«Non mi volete al Giro? E io vi ridò il tricolore»

Conquistata a Bergamo dieci mesi fa, restituita a Roma, ieri mattina. E dire che Filippo Simeoni a Roma voleva arrivarci davvero in maglia tricolore. Ma alla fine del Giro. «Per me sarebbe stato l’atto conclusivo e sublime di un’intera carriera», dice il laziale di Sezze. Invece a Roma ci è dovuto arrivare per conto suo, ieri mattina, per riconsegnare alla federciclismo la maglia tricolore conquistata lo scorso mese di giugno, a Bergamo. «Un atto forte, una provocazione contro l’ingiustizia, un atto d’amore per il ciclismo», dice lui. Il motivo di tale reazione? Semplice: la sua squadra, la Ceramica Flaminia, non è tra quelle invitate al Giro del Centenario che scatta sabato da Venezia. A seguito di comunicati e polemiche sollevate nei giorni scorsi dai dirigenti del team, arriva il clamoroso gesto di Simeoni, che in questo modo intende protestare contro la scelta degli organizzatori di preferire squadre che hanno meno requisiti per partecipare alla corsa rosa: «È inaccettabile che il campione d’Italia non possa essere al via del più grande evento del suo Paese. Io non ho rispetto del tricolore? Io lo rispetto eccome. Lo rispetto a tal punto che l’ho riportato a chi invece non sa nemmeno cosa sia. La federazione non ha speso una sola parola per me, per il simbolo che porto sulle spalle. Significa che per loro questa maglia non ha alcun valore. Quindi, meglio restituirla. Sapete, il presidente Di Rocco era occupato, l’ho lasciata nelle mani del segretario generale Maria Cristina Gabriotti. Per me la cosa è chiusa qui».
E adesso?
«Adesso io andrò avanti a correre e la federazione, unitamente alla Rcs Sport, dovrà spiegare agli appassionati perché i valori nazionali non sono rispettati, perché i criteri di selezione sono poco chiari e privilegiano l’aspetto commerciale piuttosto che quello sportivo. Se valgono etica, storia e solidità finanziaria, ci sono altre squadre che sono dietro di noi».
Sfuma quindi il sogno di chiudere a 37 anni con il suo sesto Giro d’Italia?
«Purtroppo sì, ma io non me ne vado in punta di piedi, farei il loro gioco. Io voglio che questa cosa non scivoli via così».

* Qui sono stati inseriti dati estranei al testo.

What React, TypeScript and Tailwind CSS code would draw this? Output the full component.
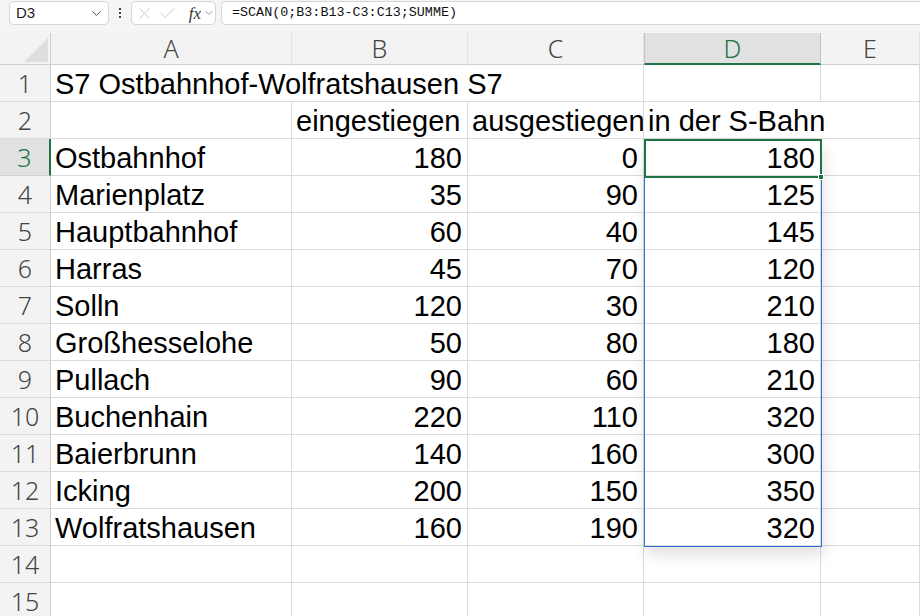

Ma lei ha detto a L’Equipe, che dietro a tutto questo c’è anche lo zampino di Armstrong, con il quale ha avuto qualche problema in passato...
«No, Armstrong non c’entra assolutamente nulla, tanto è vero che la nostra squadra è stata invitata alla Sanremo e con Lance ho corso senza problemi».
Lei dice che le regole non sono chiare, ma in questo caso sono chiarissime: le formazioni di Pro Tour partecipano di diritto, più tre wild-card a discrezione degli organizzatori. Insomma, Rcs Sport potrà invitare chi vuole?
«Certo che possono farlo, ma credo che per il campione d’Italia debba avere un occhio di riguardo».
D’ora in poi correrà senza maglia tricolore?
«Esattamente».


Sa che può andare incontro a dei problemi?
«Certo che sì. Ogni volta che mi presento senza maglia, mi daranno 5mila franchi svizzeri di multa».
Potrebbero anche squalificarla...
«Che lo facciano: io non starò zitto nemmeno in quel caso».